» What you will do:
Give back the records below exactly, every one, with no pictures.

begin

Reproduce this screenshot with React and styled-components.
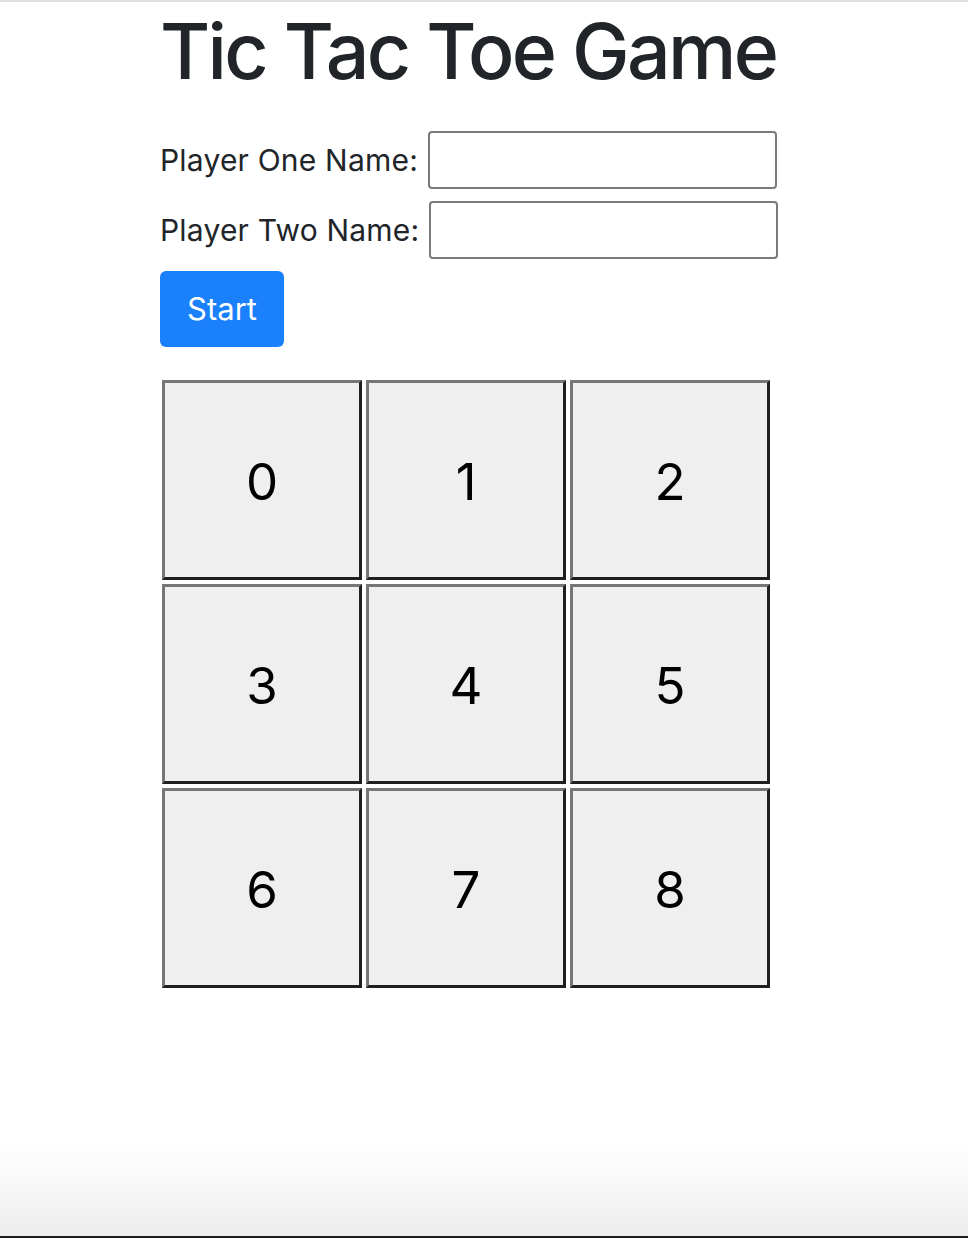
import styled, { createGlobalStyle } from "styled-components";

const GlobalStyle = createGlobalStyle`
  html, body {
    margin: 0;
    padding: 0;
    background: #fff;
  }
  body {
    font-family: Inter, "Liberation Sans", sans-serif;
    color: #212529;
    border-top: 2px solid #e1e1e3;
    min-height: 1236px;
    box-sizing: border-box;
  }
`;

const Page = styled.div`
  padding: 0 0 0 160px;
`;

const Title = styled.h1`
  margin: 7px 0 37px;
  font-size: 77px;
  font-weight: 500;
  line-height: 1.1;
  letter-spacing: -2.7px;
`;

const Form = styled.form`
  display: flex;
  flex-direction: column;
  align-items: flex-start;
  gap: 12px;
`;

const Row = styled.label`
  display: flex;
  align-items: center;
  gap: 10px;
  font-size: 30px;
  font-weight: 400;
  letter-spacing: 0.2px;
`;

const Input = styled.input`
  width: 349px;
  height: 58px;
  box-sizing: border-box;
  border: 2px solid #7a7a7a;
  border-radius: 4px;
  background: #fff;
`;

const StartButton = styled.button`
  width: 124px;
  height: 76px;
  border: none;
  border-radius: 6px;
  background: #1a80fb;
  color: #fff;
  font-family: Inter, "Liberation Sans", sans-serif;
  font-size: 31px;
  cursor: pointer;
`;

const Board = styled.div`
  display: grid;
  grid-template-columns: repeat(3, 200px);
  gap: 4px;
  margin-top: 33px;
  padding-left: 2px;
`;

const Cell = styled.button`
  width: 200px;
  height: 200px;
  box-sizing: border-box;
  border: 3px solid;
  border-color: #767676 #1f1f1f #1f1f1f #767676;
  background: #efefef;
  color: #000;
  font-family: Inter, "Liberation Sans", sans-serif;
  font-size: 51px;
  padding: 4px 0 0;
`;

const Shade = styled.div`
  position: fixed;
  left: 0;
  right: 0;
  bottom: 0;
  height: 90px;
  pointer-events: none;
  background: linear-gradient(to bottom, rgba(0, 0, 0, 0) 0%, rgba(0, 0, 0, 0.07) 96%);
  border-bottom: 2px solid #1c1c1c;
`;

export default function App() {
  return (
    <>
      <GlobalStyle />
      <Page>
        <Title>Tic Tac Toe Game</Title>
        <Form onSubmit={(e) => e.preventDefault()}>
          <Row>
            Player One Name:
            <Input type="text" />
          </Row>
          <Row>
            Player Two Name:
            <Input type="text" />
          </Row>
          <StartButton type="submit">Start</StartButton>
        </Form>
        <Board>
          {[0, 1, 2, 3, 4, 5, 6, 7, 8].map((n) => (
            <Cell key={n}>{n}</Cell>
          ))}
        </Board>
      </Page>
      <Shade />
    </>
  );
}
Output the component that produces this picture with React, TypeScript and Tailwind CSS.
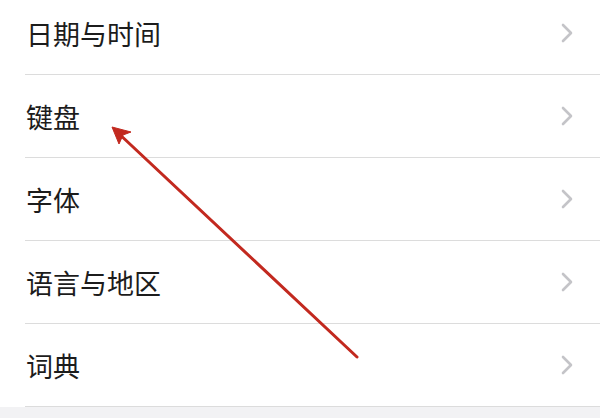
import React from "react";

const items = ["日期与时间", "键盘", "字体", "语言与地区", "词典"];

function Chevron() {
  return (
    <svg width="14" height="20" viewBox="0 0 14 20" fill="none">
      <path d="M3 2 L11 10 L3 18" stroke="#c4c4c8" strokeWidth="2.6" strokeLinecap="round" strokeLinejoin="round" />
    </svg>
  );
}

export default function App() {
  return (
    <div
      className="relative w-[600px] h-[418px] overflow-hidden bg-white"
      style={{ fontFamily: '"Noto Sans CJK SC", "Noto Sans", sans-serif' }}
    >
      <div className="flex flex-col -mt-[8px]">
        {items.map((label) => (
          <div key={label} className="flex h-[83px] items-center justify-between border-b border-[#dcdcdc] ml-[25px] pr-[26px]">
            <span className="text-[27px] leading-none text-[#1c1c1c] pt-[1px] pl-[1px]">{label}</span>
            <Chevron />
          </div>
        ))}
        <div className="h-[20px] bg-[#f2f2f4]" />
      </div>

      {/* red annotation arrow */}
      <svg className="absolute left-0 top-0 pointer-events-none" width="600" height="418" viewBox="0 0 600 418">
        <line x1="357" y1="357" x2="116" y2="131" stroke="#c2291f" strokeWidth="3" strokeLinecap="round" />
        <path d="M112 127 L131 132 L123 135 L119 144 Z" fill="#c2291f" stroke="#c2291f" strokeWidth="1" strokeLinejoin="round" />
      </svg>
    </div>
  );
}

end

» In response:
Reproduce this screenshot with React and styled-components.
import styled, { createGlobalStyle } from "styled-components";

const GlobalStyle = createGlobalStyle`
  html, body {
    margin: 0;
    padding: 0;
    background: #fff;
  }
  body {
    font-family: Inter, "Liberation Sans", sans-serif;
    color: #212529;
    border-top: 2px solid #e1e1e3;
    min-height: 1236px;
    box-sizing: border-box;
  }
`;

const Page = styled.div`
  padding: 0 0 0 160px;
`;

const Title = styled.h1`
  margin: 7px 0 37px;
  font-size: 77px;
  font-weight: 500;
  line-height: 1.1;
  letter-spacing: -2.7px;
`;

const Form = styled.form`
  display: flex;
  flex-direction: column;
  align-items: flex-start;
  gap: 12px;
`;

const Row = styled.label`
  display: flex;
  align-items: center;
  gap: 10px;
  font-size: 30px;
  font-weight: 400;
  letter-spacing: 0.2px;
`;

const Input = styled.input`
  width: 349px;
  height: 58px;
  box-sizing: border-box;
  border: 2px solid #7a7a7a;
  border-radius: 4px;
  background: #fff;
`;

const StartButton = styled.button`
  width: 124px;
  height: 76px;
  border: none;
  border-radius: 6px;
  background: #1a80fb;
  color: #fff;
  font-family: Inter, "Liberation Sans", sans-serif;
  font-size: 31px;
  cursor: pointer;
`;

const Board = styled.div`
  display: grid;
  grid-template-columns: repeat(3, 200px);
  gap: 4px;
  margin-top: 33px;
  padding-left: 2px;
`;

const Cell = styled.button`
  width: 200px;
  height: 200px;
  box-sizing: border-box;
  border: 3px solid;
  border-color: #767676 #1f1f1f #1f1f1f #767676;
  background: #efefef;
  color: #000;
  font-family: Inter, "Liberation Sans", sans-serif;
  font-size: 51px;
  padding: 4px 0 0;
`;

const Shade = styled.div`
  position: fixed;
  left: 0;
  right: 0;
  bottom: 0;
  height: 90px;
  pointer-events: none;
  background: linear-gradient(to bottom, rgba(0, 0, 0, 0) 0%, rgba(0, 0, 0, 0.07) 96%);
  border-bottom: 2px solid #1c1c1c;
`;

export default function App() {
  return (
    <>
      <GlobalStyle />
      <Page>
        <Title>Tic Tac Toe Game</Title>
        <Form onSubmit={(e) => e.preventDefault()}>
          <Row>
            Player One Name:
            <Input type="text" />
          </Row>
          <Row>
            Player Two Name:
            <Input type="text" />
          </Row>
          <StartButton type="submit">Start</StartButton>
        </Form>
        <Board>
          {[0, 1, 2, 3, 4, 5, 6, 7, 8].map((n) => (
            <Cell key={n}>{n}</Cell>
          ))}
        </Board>
      </Page>
      <Shade />
    </>
  );
}
Output the component that produces this picture with React, TypeScript and Tailwind CSS.
import React from "react";

const items = ["日期与时间", "键盘", "字体", "语言与地区", "词典"];

function Chevron() {
  return (
    <svg width="14" height="20" viewBox="0 0 14 20" fill="none">
      <path d="M3 2 L11 10 L3 18" stroke="#c4c4c8" strokeWidth="2.6" strokeLinecap="round" strokeLinejoin="round" />
    </svg>
  );
}

export default function App() {
  return (
    <div
      className="relative w-[600px] h-[418px] overflow-hidden bg-white"
      style={{ fontFamily: '"Noto Sans CJK SC", "Noto Sans", sans-serif' }}
    >
      <div className="flex flex-col -mt-[8px]">
        {items.map((label) => (
          <div key={label} className="flex h-[83px] items-center justify-between border-b border-[#dcdcdc] ml-[25px] pr-[26px]">
            <span className="text-[27px] leading-none text-[#1c1c1c] pt-[1px] pl-[1px]">{label}</span>
            <Chevron />
          </div>
        ))}
        <div className="h-[20px] bg-[#f2f2f4]" />
      </div>

      {/* red annotation arrow */}
      <svg className="absolute left-0 top-0 pointer-events-none" width="600" height="418" viewBox="0 0 600 418">
        <line x1="357" y1="357" x2="116" y2="131" stroke="#c2291f" strokeWidth="3" strokeLinecap="round" />
        <path d="M112 127 L131 132 L123 135 L119 144 Z" fill="#c2291f" stroke="#c2291f" strokeWidth="1" strokeLinejoin="round" />
      </svg>
    </div>
  );
}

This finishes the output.